We usually talk about it from the perspective of ‘taking responsibility’.

But underlying even that is the idea that actions have a reaction, that effects have causes, and that you can recognize that your action caused an outcome.

Sometimes the only way a person learns this basic lesson from the universe is when they consistently have a negative outcome as a result of their behaviors.

Others only learn it when they are in a relationship where they can process their shame responses first before being faced with their ‘sins’.

Interestingly, this idea is a fundamental concept behind Christianity:

God extends you grace, you have been ‘saved’, so it is therefore ’emotionally safe’ to look at yourself, especially since you are reassured that everyone has sinned. And even then, many Christians go on to shame others while expecting people to extend them grace and mercy, because their project their shame on someone ‘safe’ like the current society outcasts.

The Raised By Narcissists subreddit handles the shame by using the concept of ‘fleas’: “you lay down with dogs, and you get fleas”.

Basically that your toxic and abusive behaviors are not your fault, they are the fault of your parents or partner, because being with them impressed those toxic and abusive behaviors on you. So you can look at yourself without shame, or less shame, because your actions are not your ‘fault’.

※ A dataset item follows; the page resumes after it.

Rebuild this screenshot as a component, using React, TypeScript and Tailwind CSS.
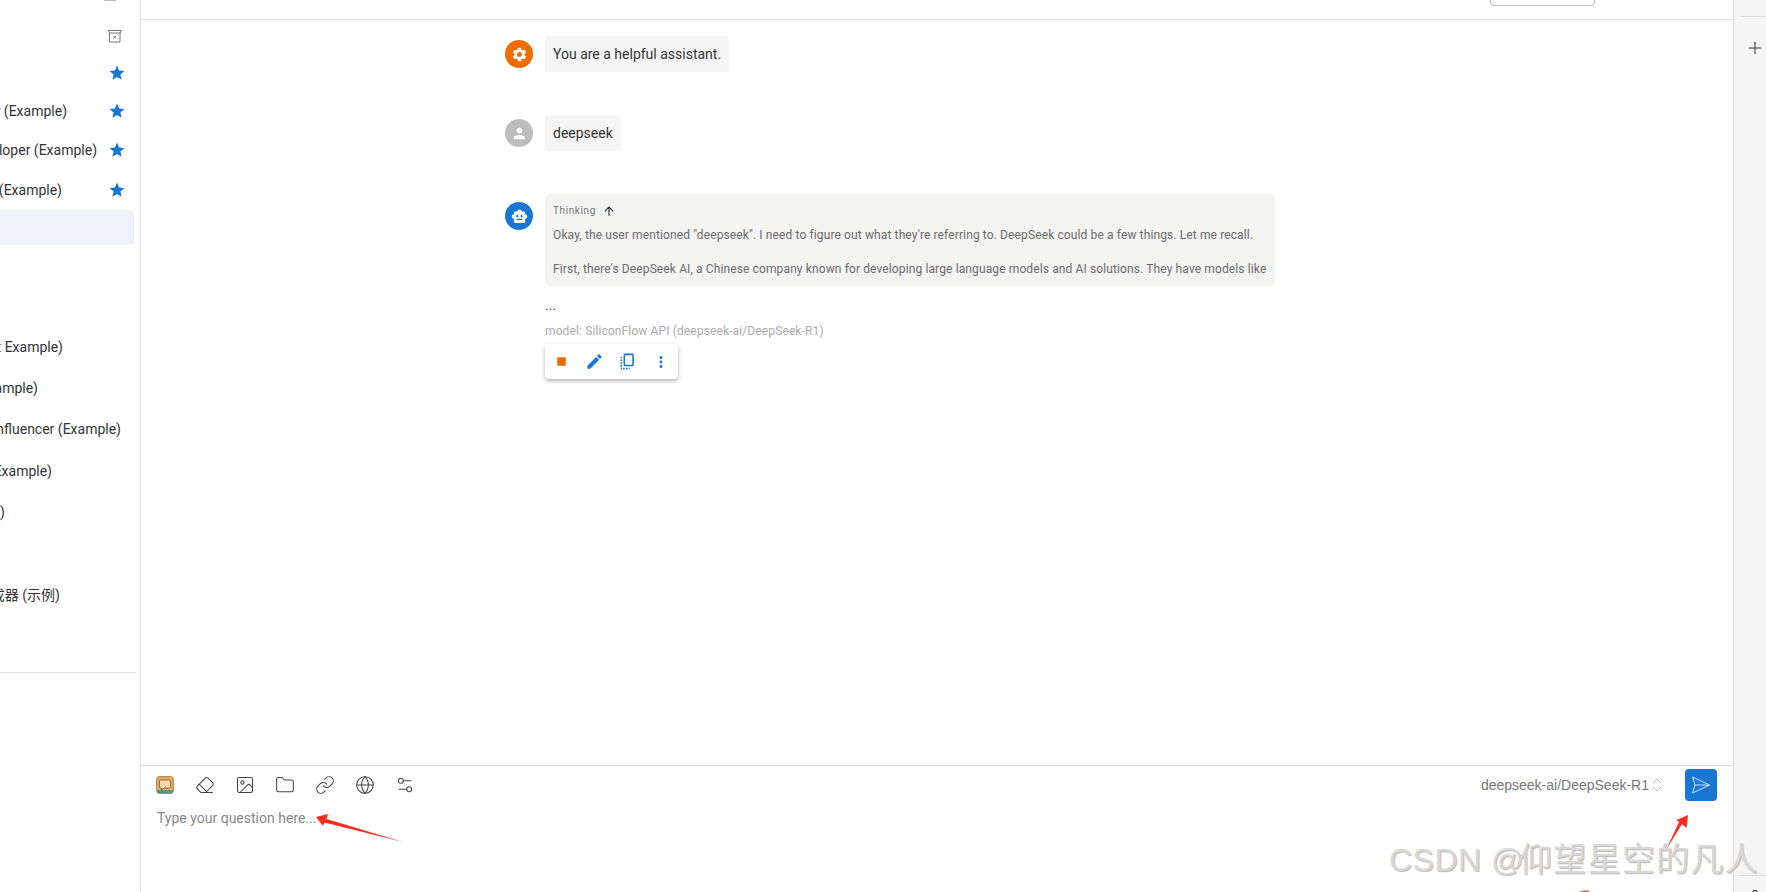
import { Eraser, Folder, Globe, Image, Link, Plus, Settings2 } from 'lucide-react'
import {
  MdArrowUpward,
  MdEdit,
  MdMoreVert,
  MdOutlineCopyAll,
  MdPerson,
  MdSettings,
  MdSmartToy,
  MdStar,
  MdStop,
} from 'react-icons/md'

// rows of the sidebar, the list is scrolled so text is cut on the left
const topRows = [
  { text: '', cls: 'h-[36px]', right: 'mr-0' },
  { text: 'Prompt Engineer (Example)', cls: 'h-[39px]', right: 'mr-[41px]' },
  { text: 'Python Developer (Example)', cls: 'h-[39px]', right: 'mr-[11px]' },
  { text: 'Translator (Example)', cls: 'h-[41px]', right: 'mr-[46px]' },
]

const lowerRows = [
  { text: 'Content Assistant Example)', cls: 'h-[41px]', right: 'mr-[77px]' },
  { text: 'Travel Guide (Example)', cls: 'h-[41px]', right: 'mr-[102px]' },
  { text: 'Social Media Influencer (Example)', cls: 'h-[42px]', right: 'mr-[19px]' },
  { text: 'Nutritionist (Example)', cls: 'h-[41px]', right: 'mr-[88px]' },
  { text: 'Fitness Coach (Example)', cls: 'h-[42px]', right: 'mr-[135px]' },
  { text: '', cls: 'h-[41px]', right: 'mr-0' },
  { text: '图片生成器 (示例)', cls: 'h-[41px]', right: 'mr-[80px]' },
]

function ArchiveX() {
  return (
    <svg width="16" height="14" viewBox="0 0 16 14" fill="none" stroke="#777" strokeWidth="1">
      <path d="M1 1.5h13.5M1.500 1.500l.8 2.500M14 1.500l-.8 2.500M2.500 4h10.500v9h-10.500z" />
      <path d="M6.500 7l2.500 2.500M9 7l-2.500 2.500" />
    </svg>
  )
}

function Sidebar() {
  return (
    <aside className="relative flex h-full w-[141px] shrink-0 flex-col border-r border-[#e0e0e0] bg-white">
      <div className="absolute top-0 left-[104px] h-px w-3 bg-[#bbb]" />
      <div className="h-[17px]" />
      <div className="flex h-[38px] items-center justify-end pr-[17px]">
        <ArchiveX />
      </div>
      {topRows.map((row, i) => (
        <div key={i} className={`flex items-center justify-end overflow-hidden ${row.cls}`}>
          <div className="flex min-w-0 flex-1 justify-end overflow-hidden">
            <span className={`whitespace-nowrap text-sm text-[#333] ${row.right}`}>{row.text}</span>
          </div>
          <MdStar className="mr-[14px] shrink-0 text-[#1976d2]" size={18} />
        </div>
      ))}
      <div className="h-[35px] w-[134px] shrink-0 bg-[#edf3fc]" />
      <div className="h-[81px] shrink-0" />
      {lowerRows.map((row, i) => (
        <div key={i} className={`flex shrink-0 items-center justify-end overflow-hidden ${row.cls}`}>
          <span className={`whitespace-nowrap text-sm text-[#333] ${row.right}`}>{row.text}</span>
        </div>
      ))}
      <div className="h-[57px] shrink-0" />
      <div className="h-px w-[136px] bg-[#e0e0e0]" />
    </aside>
  )
}

function Avatar({ color, children, offset }: { color: string; children: React.ReactNode; offset: string }) {
  return (
    <div className={`flex h-7 w-7 shrink-0 items-center justify-center rounded-full text-white ${color} ${offset}`}>
      {children}
    </div>
  )
}

function Messages() {
  return (
    <div className="flex flex-1 flex-col gap-[43px] overflow-hidden pt-[16px] pl-[364px]">
      <div className="flex gap-3">
        <Avatar color="bg-[#ef6c00]" offset="mt-1">
          <MdSettings size={17} />
        </Avatar>
        <div className="h-9 rounded bg-[#f5f5f5] px-2 py-2 text-sm leading-5 text-[#333]">
          You are a helpful assistant.
        </div>
      </div>
      <div className="flex gap-3">
        <Avatar color="bg-[#bdbdbd]" offset="mt-1">
          <MdPerson size={17} />
        </Avatar>
        <div className="h-9 rounded bg-[#f5f5f5] px-2 py-2 text-sm leading-5 text-[#333]">deepseek</div>
      </div>
      <div className="flex gap-3">
        <Avatar color="bg-[#1976d2]" offset="mt-2">
          <MdSmartToy size={17} />
        </Avatar>
        <div className="flex w-[730px] flex-col">
          <div className="h-[92px] overflow-hidden rounded bg-[#f4f4f2] px-2 pt-2 text-xs tracking-[0.12px] text-[#6b6b6b]">
            <div className="flex h-[17px] items-center gap-[6px]">
              <span className="text-[10px] tracking-[0.6px] text-[#777]">Thinking</span>
              <MdArrowUpward size={14} className="text-[#333]" />
            </div>
            <p className="mt-[7px] leading-[18px] whitespace-nowrap">
              Okay, the user mentioned "deepseek". I need to figure out what they're referring to. DeepSeek could be a
              few things. Let me recall.
            </p>
            <p className="mt-[16px] leading-[18px] whitespace-nowrap">
              First, there's DeepSeek AI, a Chinese company known for developing large language models and AI solutions.
              They have models like
            </p>
          </div>
          <div className="mt-[10px] h-[18px] text-sm leading-[18px] text-[#555]">...</div>
          <div className="mt-[8px] h-[18px] text-xs leading-[18px] tracking-[0.12px] text-[#aaa]">
            model: SiliconFlow API (deepseek-ai/DeepSeek-R1)
          </div>
          <div className="mt-[4px] flex h-[35px] w-[133px] items-center rounded bg-white shadow-[0_2px_4px_rgba(0,0,0,0.3)]">
            <div className="flex w-[33px] shrink-0 justify-center">
              <MdStop size={17} className="text-[#ef6c00]" />
            </div>
            <div className="flex w-[33px] shrink-0 justify-center">
              <MdEdit size={19} className="text-[#1976d2]" />
            </div>
            <div className="flex w-[33px] shrink-0 justify-center">
              <MdOutlineCopyAll size={19} className="text-[#1976d2]" />
            </div>
            <div className="flex w-[33px] shrink-0 justify-center">
              <MdMoreVert size={18} className="text-[#1976d2]" />
            </div>
          </div>
        </div>
      </div>
    </div>
  )
}

function PromptIcon() {
  return (
    <svg width="18" height="18" viewBox="0 0 18 18">
      <rect x="0.5" y="0.5" width="17" height="17" rx="3" fill="#e9a95a" stroke="#b98a52" />
      <path d="M1 14h16v1.500a2 2 0 0 1-2 2H3a2 2 0 0 1-2-2z" fill="#4f9c8c" />
      <path d="M4.500 4h9a1 1 0 0 1 1 1v6a1 1 0 0 1-1 1H8l-2.500 2v-2h-1a1 1 0 0 1-1-1V5a1 1 0 0 1 1-1z" fill="#f6d9a8" stroke="#7a5a34" strokeWidth="0.8" />
    </svg>
  )
}

function SendIcon() {
  return (
    <svg width="20" height="18" viewBox="0 0 20 18" fill="none" stroke="#cfe3f7" strokeWidth="1" strokeLinejoin="round">
      <path d="M1.500 1l17 8-17 8 2.500-8z" />
      <path d="M4 9h14.500" />
    </svg>
  )
}

function InputArea() {
  const tools = [Eraser, Image, Folder, Link, Globe, Settings2]
  return (
    <div className="h-[127px] shrink-0 border-t border-[#e0e0e0]">
      <div className="flex h-[38px] items-center">
        <div className="flex items-center pl-[14px]">
          <div className="flex w-[20px] justify-center">
            <PromptIcon />
          </div>
          {tools.map((Icon, i) => (
            <div key={i} className="ml-5 flex w-[20px] justify-center">
              <Icon size={22} strokeWidth={1.25} className="text-[#444]" />
            </div>
          ))}
        </div>
        <div className="ml-auto flex items-center pr-[16px]">
          <span className="font-['Liberation_Sans',sans-serif] text-sm text-[#777]">deepseek-ai/DeepSeek-R1</span>
          <svg width="12" height="16" viewBox="0 0 12 16" fill="none" stroke="#bbb" strokeWidth="1" className="mr-[22px] ml-[2px]">
            <path d="M2 6l4-4 4 4M2 10l4 4 4-4" />
          </svg>
          <button type="button" className="flex h-8 w-8 items-center justify-center rounded bg-[#1976d2]">
            <SendIcon />
          </button>
        </div>
      </div>
      <div className="pt-[4px] pl-[16px] text-sm leading-5 text-[#888]">Type your question here...</div>
    </div>
  )
}

function RightRail() {
  return (
    <div className="relative flex w-[33px] shrink-0 flex-col items-center border-l border-[#e0e0e0] bg-[#f5f5f5] pl-[10px]">
      <div className="mt-4 ml-[-3px] h-px w-[25px] self-start bg-[#ddd]" />
      <Plus size={20} strokeWidth={1.25} className="mt-[21px] text-[#333]" />
      <div className="mt-auto h-px w-[33px] shrink-0 bg-[#ddd]" />
      <div className="mt-[13px] h-[3px] text-xs leading-3 text-[#333]">8</div>
    </div>
  )
}

export default function App() {
  return (
    <div className="relative flex h-screen w-screen overflow-hidden bg-white font-[Roboto,'Noto_Sans_CJK_SC',sans-serif]">
      <Sidebar />
      <main className="flex h-full min-w-0 flex-1 flex-col">
        <div className="flex h-[20px] shrink-0 items-end justify-end border-b border-[#e0e0e0] pr-[138px]">
          <div className="mb-[13px] h-[30px] w-[105px] rounded border border-[#bbb]" />
        </div>
        <Messages />
        <InputArea />
      </main>
      <RightRail />

      {/* annotations pasted on top of the screenshot */}
      <svg className="pointer-events-none absolute inset-0" width="1766" height="892" fill="#ff2a1a">
        <path d="M316 817L328 814L326.500 819L403 842L324.500 822.500L323 826z" />
        <path d="M1688 815L1686.500 828L1682 824L1666 850L1679 822L1676.500 820z" />
        <path d="M1578 892Q1586 889 1590 891L1589 892z" fill="#f0653a" />
      </svg>
      <div className="pointer-events-none absolute top-[838px] left-[1389px] font-['Liberation_Sans','Noto_Sans_CJK_SC',sans-serif] text-[32px] leading-[44px] tracking-[0.5px] whitespace-nowrap text-[#d8d8d8] [text-shadow:1px_1px_1px_#b8b8b8]">
        CSDN @<span className="-ml-[5px] text-[33px] tracking-[1.3px]">仰望星空的凡人</span>
      </div>
    </div>
  )
}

Therapists encourage change by empathizing with someone and being emotionally attuned to them.

By feeling unconditionally accepted no matter what they say or feel or think, by not feeling judged, they are able not to feel shame when looking at themselves and their actions. That is the point when they can begin to accept cause-and-effect.

Having a safe, loving parent is where we safely learn cause and effect.

So instead of being a tool of shame, it was a tool of teaching and love and support.

Pay attention to whether you or the person you are dealing with is able to link cause and effect.
Pay attention to whether they are shame-oriented.

This will let you know if you are dealing with someone who can (1) accept reality, (2) accept influence, and (3) is growth-oriented.